Automatic Creation of a Grid of Tuning Parameters

Currently, in R’s caret package if we do something like this:

fitControl <- trainControl(method = "repeatedcv", number=10,repeats=5)
model_rf = train(responder~ ., data=trainData, method='rf',trControl=fitControl)

a grid of tuning parameters is automatically created.
Can something like this be done using MLJ.jl ?

Sure, MLJ provides a range of tuning strategies including Grid. For repeated (aka Monte Carlo) cross validation, give TunedModel the options resampling=CV(nfolds=10, rng=123) and repeats=5. For other options query the TunedModel docstring.

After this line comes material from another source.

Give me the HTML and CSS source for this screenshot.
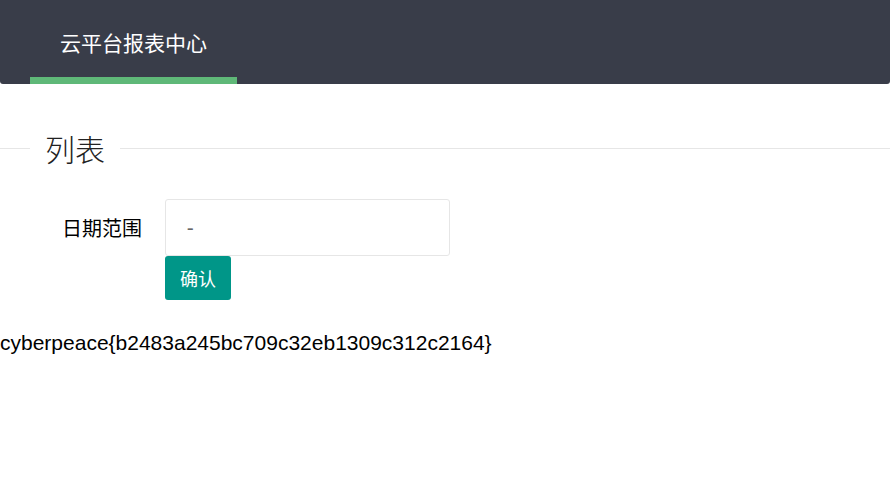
FILE: index.html
```html
<!DOCTYPE html>
<html lang="zh-CN">
<head>
<meta charset="utf-8">
<title>云平台报表中心</title>
<link rel="stylesheet" href="styles.css">
</head>
<body>
<header class="header">
  <nav class="nav">
    <a class="nav-item active" href="#">云平台报表中心</a>
  </nav>
</header>
<div class="field-title">
  <span class="line line-left"></span>
  <span class="legend">列表</span>
  <span class="line line-right"></span>
</div>
<form class="form">
  <div class="form-row">
    <label class="form-label">日期范围</label>
    <input class="form-input" type="text" value=" - ">
  </div>
  <div class="form-actions">
    <button class="btn" type="button">确认</button>
  </div>
</form>
<div class="result">cyberpeace{b2483a245bc709c32eb1309c312c2164}</div>
</body>
</html>
```
FILE: styles.css
```css
html, body {
  margin: 0;
  padding: 0;
  background: #fff;
}
body {
  font-family: "Liberation Sans", Arial, "Noto Sans CJK SC", sans-serif;
  color: #000;
}
.header {
  height: 84px;
  background: #393D49;
  border-radius: 0 0 3px 3px;
  padding: 0 30px;
  display: flex;
}
.nav {
  display: flex;
  height: 100%;
}
.nav-item {
  position: relative;
  display: block;
  padding: 0 30px;
  line-height: 84px;
  font-size: 21px;
  color: #fff;
  text-decoration: none;
  font-family: "Noto Sans CJK SC", sans-serif;
}
.nav-item.active::after {
  content: "";
  position: absolute;
  left: 0;
  right: 0;
  bottom: 0;
  height: 7px;
  background: #5FB878;
}
.field-title {
  display: flex;
  align-items: center;
  margin-top: 42px;
  height: 45px;
}
.line {
  height: 1px;
  background: #e6e6e6;
}
.line-left {
  width: 30px;
}
.line-right {
  flex: 1;
}
.legend {
  padding: 0 15px;
  font-size: 30px;
  line-height: 45px;
  font-weight: 300;
  color: #222;
  font-family: "Noto Sans CJK SC", sans-serif;
}
.form {
  margin: 28px 0 0;
}
.form-row {
  display: flex;
  align-items: center;
}
.form-label {
  width: 165px;
  box-sizing: border-box;
  padding-right: 23px;
  text-align: right;
  font-size: 20px;
  color: #000;
  font-family: "Noto Sans CJK SC", sans-serif;
}
.form-input {
  width: 285px;
  height: 57px;
  box-sizing: border-box;
  border: 1px solid #e6e6e6;
  border-radius: 3px;
  padding: 0 15px;
  font-size: 21px;
  color: #666;
  font-family: "Liberation Sans", Arial, sans-serif;
  outline: none;
  margin: 0;
}
.form-actions {
  padding-left: 165px;
}
.btn {
  display: block;
  height: 44px;
  padding: 0 15px;
  border: none;
  border-radius: 3px;
  background: #009688;
  color: #fff;
  font-size: 18px;
  font-family: "Noto Sans CJK SC", sans-serif;
  margin: 0;
}
.result {
  margin-top: 31px;
  font-size: 21px;
  line-height: 24px;
}
```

Note that in MLJ tuning is implemented as a model wrapper, as in MLR/MLR3. The wrapped model can be viewed as a “self-tuning” version of the original model. Under the hood the provided resampling strategy (eg, CV) is applied to determine the optimal hyperparameter(s) and then the atomic model is retrained with these parameters using all the data.

Tuning docs
A tuning tutorial
Another tuning tutorial
One of several end-to-end examples with tuning

1 Like

Thank you for your response @ablaom

I should have mentioned my problem a little more clearly. What I am looking for is as follows:

In R, as mentioned in the main question, a range of parameters is automatically created by running the 2 lines of code. To be more specific, for random forest classification in R, a grid of values for n_subfeatures (or mtry in R) is automatically created by caret.

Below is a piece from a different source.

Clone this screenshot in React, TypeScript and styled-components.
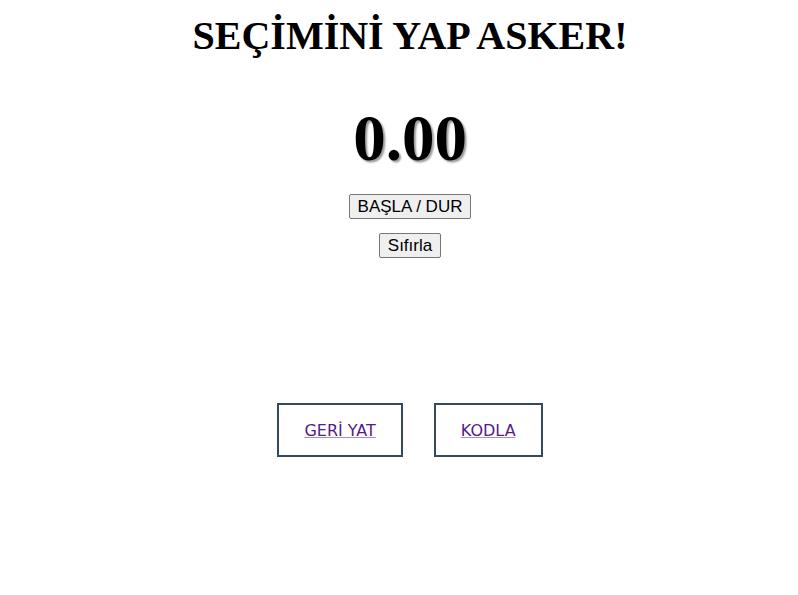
import React from "react";
import styled, { createGlobalStyle } from "styled-components";

const Global = createGlobalStyle`
  html, body { margin: 0; padding: 0; background: #ffffff; }
  body { font-family: "Liberation Serif", "Times New Roman", serif; }
`;

const Page = styled.main`
  display: flex;
  flex-direction: column;
  align-items: center;
  padding-top: 13px;
  padding-left: 22px;
`;

const Title = styled.h1`
  margin: 0;
  font-size: 40px;
  font-weight: bold;
  line-height: 46px;
  color: #000;
`;

const Timer = styled.div`
  margin-top: 42px;
  font-size: 65px;
  font-weight: bold;
  line-height: 75px;
  color: #000;
  text-shadow: 2px 2px 2px #9a9a9a;
`;

const Controls = styled.div`
  margin-top: 18px;
  display: flex;
  flex-direction: column;
  align-items: center;
  gap: 14px;
`;

const Button = styled.button`
  font-family: "Liberation Sans", Arial, sans-serif;
  font-size: 17px;
  line-height: 19px;
  padding: 1px 8px;
  height: 25px;
  color: #000;
  background: #efefef;
  border: 1px solid #767676;
  border-radius: 2px;
`;

const Links = styled.nav`
  margin-top: 145px;
  display: flex;
  gap: 31px;
`;

const LinkBox = styled.a`
  display: flex;
  align-items: center;
  justify-content: center;
  box-sizing: border-box;
  height: 54px;
  padding: 0 25px;
  border: 2px solid #34495e;
  font-family: "DejaVu Sans", Tahoma, sans-serif;
  font-size: 16px;
  color: #551a8b;
  text-decoration: underline;
  text-decoration-color: #a98bc8;
`;

export default function App() {
  return (
    <>
      <Global />
      <Page>
        <Title>SEÇİMİNİ YAP ASKER!</Title>
        <Timer>0.00</Timer>
        <Controls>
          <Button>BAŞLA / DUR</Button>
          <Button>Sıfırla</Button>
        </Controls>
        <Links>
          <LinkBox href="#geri">GERİ YAT</LinkBox>
          <LinkBox href="#kodla">KODLA</LinkBox>
        </Links>
      </Page>
    </>
  );
}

In MLJ, if I want to tune a RandomForest, I will have to do something like:

RandomForestClassifier = @load RandomForestClassifier pkg=DecisionTree
rf_model = RandomForestClassifier()

range_rf = range(rf_model, :n_subfeatures, values=[2,6,10])
self_tuning_rf = TunedModel(model=rf_model, resampling=CV(nfolds=10), 
repeats=5, tuning=Grid(), range=range_rf, measure=[accuracy, kappa])

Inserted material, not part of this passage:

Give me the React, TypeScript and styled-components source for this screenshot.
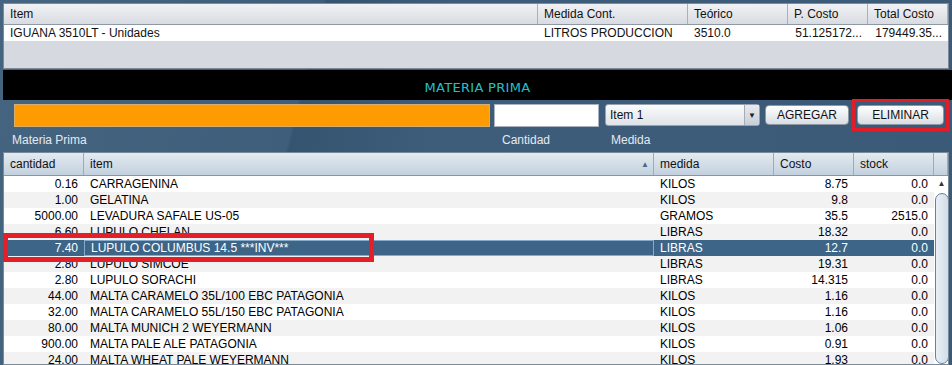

rf = machine(self_tuning_rf, X, y)

MLJ.fit!(rf, rows=train)

The problem here is the the TunedModel function expects a range. If I run without a range, I will get the following error:

julia> self_tuning_svm = TunedModel(model=rf_model, resampling=CV(nfolds=10), 
repeats=5, tuning=Grid(), measure=accuracy)
ERROR: LoadError: ArgumentError: You need to specify `range=...`, unless `tuning=Explicit` and and `models=...` is specified instead. 
Stacktrace:
...

All in all, what I want is some sort of implementation where I can run the TunedModel function without passing anything into the range argument and it automatically choses one or two or more parameters to tune depending on the model (like caret chooses mtry for random forest, cp for decision tree) and creates a grid based on the type of problem (probabilisitc) and the dataset (number of features, number of rows, data schema, etc.) that is passed like caret does. Hope I am clear.

Ah, thanks for clarifying. Yes, my understanding is that caret stores in its model metadata default ranges for each hyper-parameter. MLJ does not yet provide this cool feature.

We had thought about this but my current inclination would be to provide instead default prior probability distributions, as I think RandomSearch is a better all-purpose strategy that Grid. There is an OpenML project which has been determining good default priors for popular models by “learning” these priors using a battery of OpenML datasets. Do you have thoughts on this suggestion?

I agree. Also, I think we should inculcate some information such as number of features, type of prediction problem, etc. of the training dataset into the priors.